Count every line below in which "index" occurs, then give only the count.

##### Given entries

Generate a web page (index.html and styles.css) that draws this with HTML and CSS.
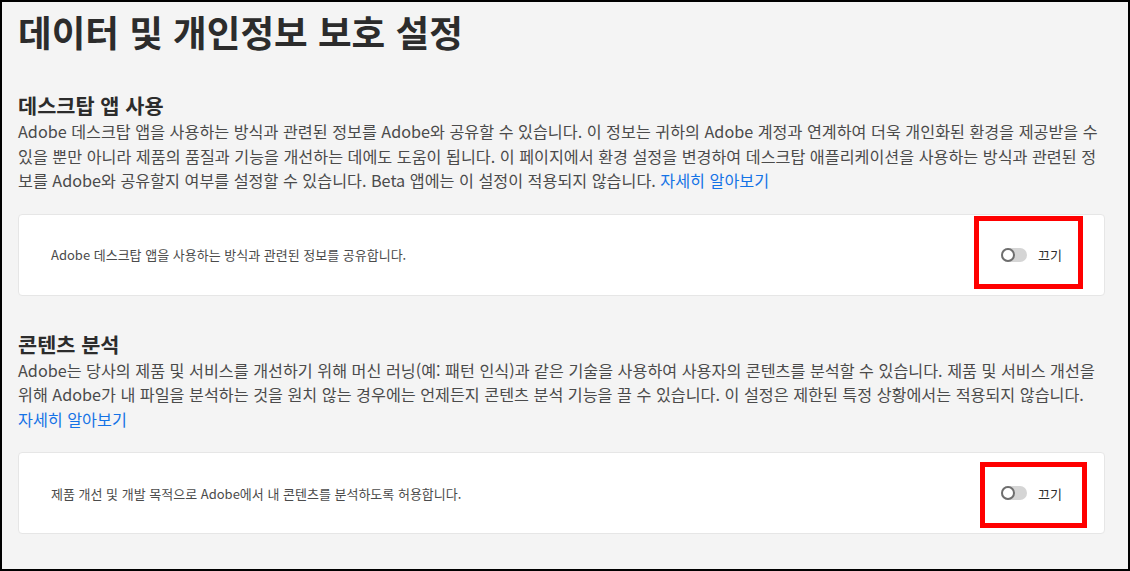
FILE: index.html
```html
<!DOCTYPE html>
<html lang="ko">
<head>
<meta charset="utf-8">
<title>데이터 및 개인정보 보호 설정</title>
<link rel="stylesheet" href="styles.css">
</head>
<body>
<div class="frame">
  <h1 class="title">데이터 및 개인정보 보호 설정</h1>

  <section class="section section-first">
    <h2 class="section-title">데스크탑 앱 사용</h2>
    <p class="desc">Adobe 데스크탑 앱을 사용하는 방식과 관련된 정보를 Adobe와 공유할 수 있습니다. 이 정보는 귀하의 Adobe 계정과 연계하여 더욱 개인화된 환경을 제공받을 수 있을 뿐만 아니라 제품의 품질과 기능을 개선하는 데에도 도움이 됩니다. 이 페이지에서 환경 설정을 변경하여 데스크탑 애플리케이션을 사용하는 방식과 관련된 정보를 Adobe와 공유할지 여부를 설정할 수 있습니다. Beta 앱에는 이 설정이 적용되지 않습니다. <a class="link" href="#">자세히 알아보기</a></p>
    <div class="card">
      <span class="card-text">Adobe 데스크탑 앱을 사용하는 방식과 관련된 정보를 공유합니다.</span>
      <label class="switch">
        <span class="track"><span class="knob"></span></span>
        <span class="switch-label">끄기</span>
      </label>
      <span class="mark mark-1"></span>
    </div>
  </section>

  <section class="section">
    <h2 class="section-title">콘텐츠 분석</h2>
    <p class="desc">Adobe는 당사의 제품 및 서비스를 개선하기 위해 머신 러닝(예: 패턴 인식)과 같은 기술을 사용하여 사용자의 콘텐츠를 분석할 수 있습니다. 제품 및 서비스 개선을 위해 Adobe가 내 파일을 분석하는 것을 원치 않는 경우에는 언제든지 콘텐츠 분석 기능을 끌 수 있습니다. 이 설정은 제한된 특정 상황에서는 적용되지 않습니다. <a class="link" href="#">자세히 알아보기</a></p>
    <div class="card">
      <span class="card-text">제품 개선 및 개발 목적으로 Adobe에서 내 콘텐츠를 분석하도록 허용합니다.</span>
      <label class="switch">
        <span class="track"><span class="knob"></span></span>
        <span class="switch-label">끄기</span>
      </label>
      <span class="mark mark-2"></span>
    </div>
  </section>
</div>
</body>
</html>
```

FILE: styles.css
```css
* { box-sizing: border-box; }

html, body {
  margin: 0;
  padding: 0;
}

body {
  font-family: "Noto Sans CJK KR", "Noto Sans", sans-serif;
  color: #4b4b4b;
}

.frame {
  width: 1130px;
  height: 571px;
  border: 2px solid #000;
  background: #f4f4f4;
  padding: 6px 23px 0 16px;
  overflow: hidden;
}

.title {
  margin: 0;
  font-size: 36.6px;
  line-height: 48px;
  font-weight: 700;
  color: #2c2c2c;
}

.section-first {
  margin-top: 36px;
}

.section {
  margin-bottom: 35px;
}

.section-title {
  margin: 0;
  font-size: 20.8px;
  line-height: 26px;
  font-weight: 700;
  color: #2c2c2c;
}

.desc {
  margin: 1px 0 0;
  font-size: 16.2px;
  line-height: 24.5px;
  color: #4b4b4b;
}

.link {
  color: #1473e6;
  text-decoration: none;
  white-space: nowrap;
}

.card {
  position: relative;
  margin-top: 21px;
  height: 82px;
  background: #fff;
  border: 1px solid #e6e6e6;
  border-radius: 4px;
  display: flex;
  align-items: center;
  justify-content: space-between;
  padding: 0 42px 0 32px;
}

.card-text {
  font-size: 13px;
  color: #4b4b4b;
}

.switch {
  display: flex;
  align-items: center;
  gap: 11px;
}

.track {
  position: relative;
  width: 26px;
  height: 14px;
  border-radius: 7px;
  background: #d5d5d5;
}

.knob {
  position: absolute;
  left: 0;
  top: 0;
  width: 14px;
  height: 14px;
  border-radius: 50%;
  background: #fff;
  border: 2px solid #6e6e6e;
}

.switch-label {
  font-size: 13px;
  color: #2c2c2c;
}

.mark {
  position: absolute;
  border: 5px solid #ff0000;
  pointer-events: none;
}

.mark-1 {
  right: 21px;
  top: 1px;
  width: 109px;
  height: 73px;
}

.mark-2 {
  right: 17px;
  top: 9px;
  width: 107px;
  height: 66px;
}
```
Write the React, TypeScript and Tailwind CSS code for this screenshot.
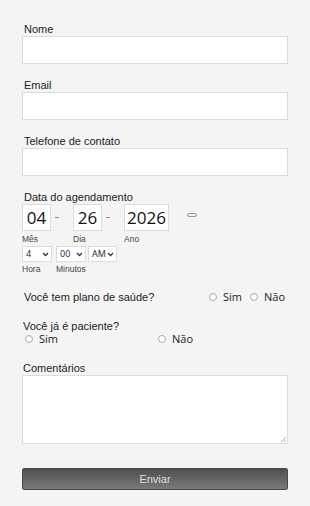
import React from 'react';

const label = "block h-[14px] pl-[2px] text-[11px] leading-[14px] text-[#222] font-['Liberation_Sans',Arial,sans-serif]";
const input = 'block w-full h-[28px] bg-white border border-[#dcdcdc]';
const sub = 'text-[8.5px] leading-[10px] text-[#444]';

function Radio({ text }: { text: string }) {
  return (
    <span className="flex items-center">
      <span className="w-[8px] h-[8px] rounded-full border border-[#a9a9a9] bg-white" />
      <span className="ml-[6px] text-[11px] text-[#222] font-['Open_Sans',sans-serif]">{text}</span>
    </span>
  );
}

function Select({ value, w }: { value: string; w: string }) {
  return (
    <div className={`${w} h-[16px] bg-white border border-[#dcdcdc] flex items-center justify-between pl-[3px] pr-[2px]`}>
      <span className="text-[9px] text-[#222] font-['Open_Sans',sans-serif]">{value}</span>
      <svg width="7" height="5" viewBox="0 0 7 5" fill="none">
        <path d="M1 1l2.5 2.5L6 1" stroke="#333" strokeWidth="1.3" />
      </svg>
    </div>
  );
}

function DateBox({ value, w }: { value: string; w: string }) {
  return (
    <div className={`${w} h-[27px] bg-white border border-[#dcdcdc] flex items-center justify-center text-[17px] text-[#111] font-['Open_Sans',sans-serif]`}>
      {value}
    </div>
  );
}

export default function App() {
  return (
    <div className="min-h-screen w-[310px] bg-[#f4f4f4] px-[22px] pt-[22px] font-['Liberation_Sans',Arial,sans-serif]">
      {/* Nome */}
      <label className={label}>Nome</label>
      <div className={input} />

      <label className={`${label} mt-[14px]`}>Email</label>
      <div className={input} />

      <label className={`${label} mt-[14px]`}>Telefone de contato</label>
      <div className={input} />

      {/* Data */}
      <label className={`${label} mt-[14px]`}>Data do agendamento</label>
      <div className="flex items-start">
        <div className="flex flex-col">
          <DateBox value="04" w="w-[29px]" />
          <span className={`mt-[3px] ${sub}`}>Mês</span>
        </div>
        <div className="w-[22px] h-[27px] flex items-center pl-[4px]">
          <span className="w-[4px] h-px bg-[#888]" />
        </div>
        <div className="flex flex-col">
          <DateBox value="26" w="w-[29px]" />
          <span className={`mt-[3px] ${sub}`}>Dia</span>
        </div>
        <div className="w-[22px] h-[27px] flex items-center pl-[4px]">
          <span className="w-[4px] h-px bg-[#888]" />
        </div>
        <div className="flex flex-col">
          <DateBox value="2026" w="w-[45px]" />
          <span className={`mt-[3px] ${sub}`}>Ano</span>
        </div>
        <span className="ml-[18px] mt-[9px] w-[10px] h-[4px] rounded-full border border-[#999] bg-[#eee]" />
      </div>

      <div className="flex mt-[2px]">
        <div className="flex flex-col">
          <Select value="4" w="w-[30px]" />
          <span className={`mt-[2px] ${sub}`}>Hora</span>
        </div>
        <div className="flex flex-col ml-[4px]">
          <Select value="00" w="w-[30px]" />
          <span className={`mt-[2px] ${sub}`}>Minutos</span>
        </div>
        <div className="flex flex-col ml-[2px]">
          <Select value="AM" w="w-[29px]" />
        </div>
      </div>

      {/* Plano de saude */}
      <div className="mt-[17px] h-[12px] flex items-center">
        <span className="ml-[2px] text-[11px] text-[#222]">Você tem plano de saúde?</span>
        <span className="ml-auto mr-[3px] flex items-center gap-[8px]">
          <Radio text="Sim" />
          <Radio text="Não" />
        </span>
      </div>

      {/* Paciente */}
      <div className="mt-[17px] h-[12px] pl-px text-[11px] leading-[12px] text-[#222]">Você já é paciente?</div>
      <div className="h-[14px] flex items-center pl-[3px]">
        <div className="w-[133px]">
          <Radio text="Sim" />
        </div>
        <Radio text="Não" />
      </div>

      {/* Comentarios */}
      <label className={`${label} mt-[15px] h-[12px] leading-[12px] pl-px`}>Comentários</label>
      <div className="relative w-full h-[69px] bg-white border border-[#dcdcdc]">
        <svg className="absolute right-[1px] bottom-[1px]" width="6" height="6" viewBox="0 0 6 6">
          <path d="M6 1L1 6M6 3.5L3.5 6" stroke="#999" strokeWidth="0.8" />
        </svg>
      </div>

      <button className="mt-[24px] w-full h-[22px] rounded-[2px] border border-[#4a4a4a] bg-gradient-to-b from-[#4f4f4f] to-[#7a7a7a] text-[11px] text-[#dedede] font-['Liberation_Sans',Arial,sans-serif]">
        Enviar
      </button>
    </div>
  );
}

##########

• Finished task:
2